1914 geboren, hat er als Arbeiterjunge die Hungerjahre nach dem Ersten Weltkrieg erfahren. Während des Zweiten Weltkriegs steckten die Nazis den antifaschistischen Widerstandskämpfer, nach einer Gefängnishaft als ›wehrunwürdig‹ eingestuft, ins Strafbataillon 999. »Ich habe Schreckliches ansehen müssen. Aber was die Aggressoren dem vietnamesischen Volk antaten, war in anderer Weise so ungeheuerlich, dass es sich beinahe der menschlichen Vorstellungskraft entzieht.«

Bereits ein Jahr nach seiner Gründung konnte der Vietnam-Ausschuss über beeindruckende Solidaritätsaktionen berichten: Acht Millionen Menschen hatten Protestresolutionen gegen den Krieg unterschrieben. Sechs Millionen Mark der DDR waren an Spenden gesammelt, Solidaritätslieferungen mit 5000 Fahrrädern, Medikamenten und medizinischen Geräten auf den Weg gebracht worden. 50 000 Menschen hatten Blut gespendet. Im »Dresdner Appell« hatten Bürger dieser leidgeprüften Stadt zur Solidarität mit den Opfern des Bombenkrieges in Vietnam aufgerufen. Kumpel des Kali-Kombinats »Werra« förderten zusätzlich 10 000 Tonnen Kali für Vietnam, Künstler spendeten ihr Honorar, Schulkinder sammelten Altstoffe. Juristen, Chemiker, Mediziner entlarvten die Lügen, mit dem die USA den Einsatz giftiger Chemikalien zu verschleiern versuchten.

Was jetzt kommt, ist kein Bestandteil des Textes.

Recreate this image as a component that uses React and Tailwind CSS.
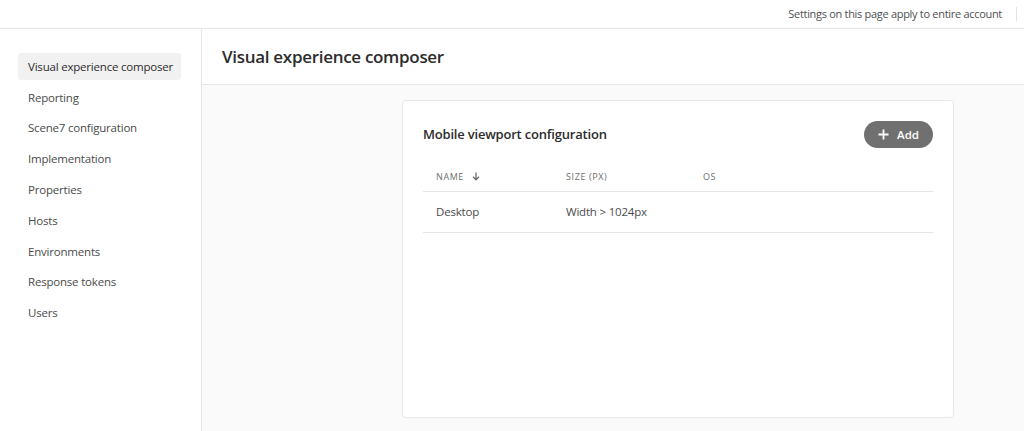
import React from "react";

const font = { fontFamily: '"Open Sans", "Liberation Sans", sans-serif' };

const navItems = [
  "Visual experience composer",
  "Reporting",
  "Scene7 configuration",
  "Implementation",
  "Properties",
  "Hosts",
  "Environments",
  "Response tokens",
  "Users",
];

export default function App() {
  return (
    <div className="w-[1024px] h-[431px] overflow-hidden bg-white flex flex-col text-[#4b4b4b]" style={font}>
      <div className="h-[29px] shrink-0 border-b border-[#e6e6e6] flex items-center justify-end pr-[7px]">
        <span className="text-[11px] tracking-[-0.3px] text-[#505050]">Settings on this page apply to entire account</span>
        <span className="ml-[14px] w-px h-[14px] bg-[#e2e2e2]" />
      </div>
      <div className="flex flex-1 min-h-0">
        <aside className="w-[202px] shrink-0 border-r border-[#e8e8e8] pt-[24px] pl-[18px] pr-[20px]">
          {navItems.map((item, i) => (
            <div
              key={item}
              className={`h-[27px] mb-[3.8px] flex items-center pl-[10px] rounded-[3px] text-[11.5px] tracking-[-0.2px] ${
                i === 0 ? "bg-[#f1f1f1] text-[#2c2c2c]" : "text-[#4b4b4b]"
              }`}
            >
              {item}
            </div>
          ))}
        </aside>
        <main className="flex-1 flex flex-col bg-[#fafafa]">
          <div className="h-[56px] shrink-0 bg-white border-b border-[#e6e6e6] flex items-center pl-[20px]">
            <h1 className="text-[17px] font-semibold text-[#2c2c2c] tracking-[-0.3px]">Visual experience composer</h1>
          </div>
          <div className="flex-1 pt-[15px] pl-[200px] pr-[70px]">
            <div className="h-[318px] bg-white border border-[#e8e8e8] rounded-[4px] px-[20px] pt-[20px]">
              <div className="flex items-center justify-between">
                <h2 className="text-[13px] font-semibold text-[#2c2c2c] tracking-[-0.2px]">Mobile viewport configuration</h2>
                <button className="h-[27px] w-[69px] rounded-full bg-[#707070] text-white flex items-center justify-center gap-[8px] text-[11.5px] font-semibold">
                  <svg width="11" height="11" viewBox="0 0 11 11" fill="none">
                    <path d="M5.5 0.5v10M0.5 5.5h10" stroke="white" strokeWidth="1.8" />
                  </svg>
                  Add
                </button>
              </div>
              <div className="mt-[14px] h-[30px] border-b border-[#e6e6e6] flex items-center text-[9px] tracking-[0.6px] text-[#6e6e6e]">
                <div className="w-[130px] pl-[13px] flex items-center gap-[8px]">
                  NAME
                  <svg width="8" height="9" viewBox="0 0 8 9" fill="none">
                    <path d="M4 0.5v7M1 4.8L4 7.8 7 4.8" stroke="#6e6e6e" strokeWidth="1.3" />
                  </svg>
                </div>
                <div className="w-[137px] pl-[13px]">SIZE (PX)</div>
                <div className="pl-[13px]">OS</div>
              </div>
              <div className="h-[41px] border-b border-[#e6e6e6] flex items-center text-[11.5px] text-[#4b4b4b] tracking-[-0.2px]">
                <div className="w-[130px] pl-[13px]">Desktop</div>
                <div className="pl-[13px]">Width &gt; 1024px</div>
              </div>
            </div>
          </div>
        </main>
      </div>
    </div>
  );
}
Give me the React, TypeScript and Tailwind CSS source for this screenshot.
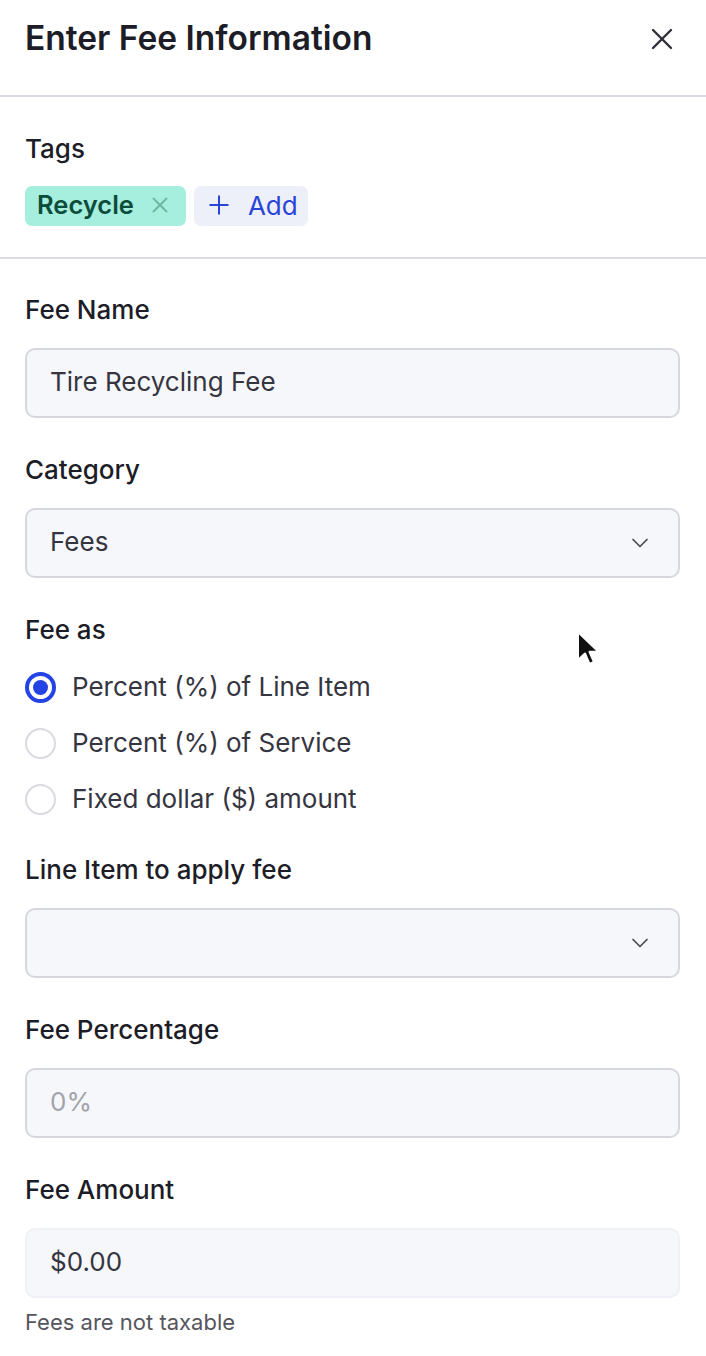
import { X, Plus, ChevronDown } from 'lucide-react';

const font = { fontFamily: 'Inter, "Noto Sans", sans-serif' };

function Label({ children }: { children: React.ReactNode }) {
  return <div className="h-8 pb-[2px] text-[26px] font-medium leading-[30px] text-[#1d1d27]">{children}</div>;
}

function Field({ label, children }: { label: string; children: React.ReactNode }) {
  return (
    <div className="mb-[37px]">
      <Label>{label}</Label>
      <div className="mt-[21px]">{children}</div>
    </div>
  );
}

function Input({ value, muted, borderless }: { value: string; muted?: boolean; borderless?: boolean }) {
  return (
    <div
      className={`flex h-[70px] items-center rounded-[10px] bg-[#f6f7fb] pb-[3px] pl-[23px] pr-[25px] text-[26px] ${
        borderless ? 'border-2 border-[#f0f1f6]' : 'border-2 border-[#d7d7e0]'
      } ${muted ? 'text-[#a3a3ab]' : 'text-[#35353f]'}`}
    >
      {value}
    </div>
  );
}

function Select({ value }: { value?: string }) {
  return (
    <div className="flex h-[70px] items-center justify-between rounded-[10px] border-2 border-[#d7d7e0] bg-[#f6f7fb] pl-[23px] pr-[24px] text-[26px] text-[#35353f]">
      <span className="pb-[3px]">{value}</span>
      <ChevronDown className="h-[28px] w-[28px] text-[#4a4a55]" strokeWidth={1.5} />
    </div>
  );
}

function Radio({ label, checked }: { label: string; checked?: boolean }) {
  return (
    <div className="flex h-14 items-center gap-[16px]">
      {checked ? (
        <span className="flex h-[31px] w-[31px] items-center justify-center rounded-full border-[4px] border-[#2343e4] bg-white">
          <span className="h-[15px] w-[15px] rounded-full bg-[#2343e4]" />
        </span>
      ) : (
        <span className="h-[31px] w-[31px] rounded-full border-2 border-[#dadae2] bg-white" />
      )}
      <span className="pb-[2px] text-[26px] text-[#35353f]">{label}</span>
    </div>
  );
}

export default function App() {
  return (
    <div className="relative min-h-[1356px] w-[706px] bg-white" style={font}>
      <div className="flex h-[95px] items-start justify-between pl-[25px] pr-[26px] pt-[18px]">
        <h1 className="text-[33.5px] font-semibold leading-10 text-[#1d1d27]">Enter Fee Information</h1>
        <X className="mt-[3px] h-[36px] w-[36px] text-[#2f2f38]" strokeWidth={1.6} />
      </div>
      <div className="h-[2px] bg-[#dcdbe5]" />

      <div className="px-[25px] pb-[31px] pt-[37px]">
        <Label>Tags</Label>
        <div className="mt-[20px] flex gap-[8px]">
          <div className="flex h-10 items-center gap-[13px] rounded-[7px] bg-[#a6eedd] pb-[2px] pl-[12px] pr-[13px]">
            <span className="text-[25.5px] font-semibold text-[#0b4d3a]">Recycle</span>
            <X className="h-[26px] w-[26px] text-[#6fb79f]" strokeWidth={1.8} />
          </div>
          <div className="flex h-10 items-center gap-[14px] rounded-[7px] bg-[#eef0f9] pb-[2px] pl-[10px] pr-[10px]">
            <Plus className="h-[30px] w-[30px] text-[#2945d8]" strokeWidth={1.6} />
            <span className="text-[26px] text-[#2945d8]">Add</span>
          </div>
        </div>
      </div>
      <div className="h-[2px] bg-[#dcdbe5]" />

      <div className="pl-[25px] pr-[26px] pt-[36px]">
        <Field label="Fee Name">
          <Input value="Tire Recycling Fee" />
        </Field>
        <Field label="Category">
          <Select value="Fees" />
        </Field>
        <div className="mb-[28px]">
          <Label>Fee as</Label>
          <div className="mt-[12px]">
            <Radio label="Percent (%) of Line Item" checked />
            <Radio label="Percent (%) of Service" />
            <Radio label="Fixed dollar ($) amount" />
          </div>
        </div>
        <Field label="Line Item to apply fee">
          <Select />
        </Field>
        <Field label="Fee Percentage">
          <Input value="0%" muted />
        </Field>
        <div>
          <Label>Fee Amount</Label>
          <div className="mt-[21px]">
            <Input value="$0.00" borderless />
          </div>
          <div className="mt-[8px] text-[22px] text-[#55555e]">Fees are not taxable</div>
        </div>
      </div>

      <svg className="absolute left-[576px] top-[630px]" width="24" height="38" viewBox="0 0 24 38">
        <path d="M2 2 L2 30 L9 23.5 L13.5 34 L18 32 L13.5 21.8 L22.5 21.8 Z" fill="#111" stroke="#fff" strokeWidth="2" strokeLinejoin="round" />
      </svg>
    </div>
  );
}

Willi Zahlbaum zitierte gern das vietnamesische Sprichwort: »Wenn Du Wasser trinkst, denk an die Quelle.« Die Mitglieder und Freunde des Solidaritätsdienst-international e.V. (SODI), Rechtsnachfolger des DDR-Solidaritätskomitees, tun dies, wenn sie auf nunmehr 20 Jahre erfolgreicher Solidaritätsarbeit – darunter auch in Vietnam – zurückblicken.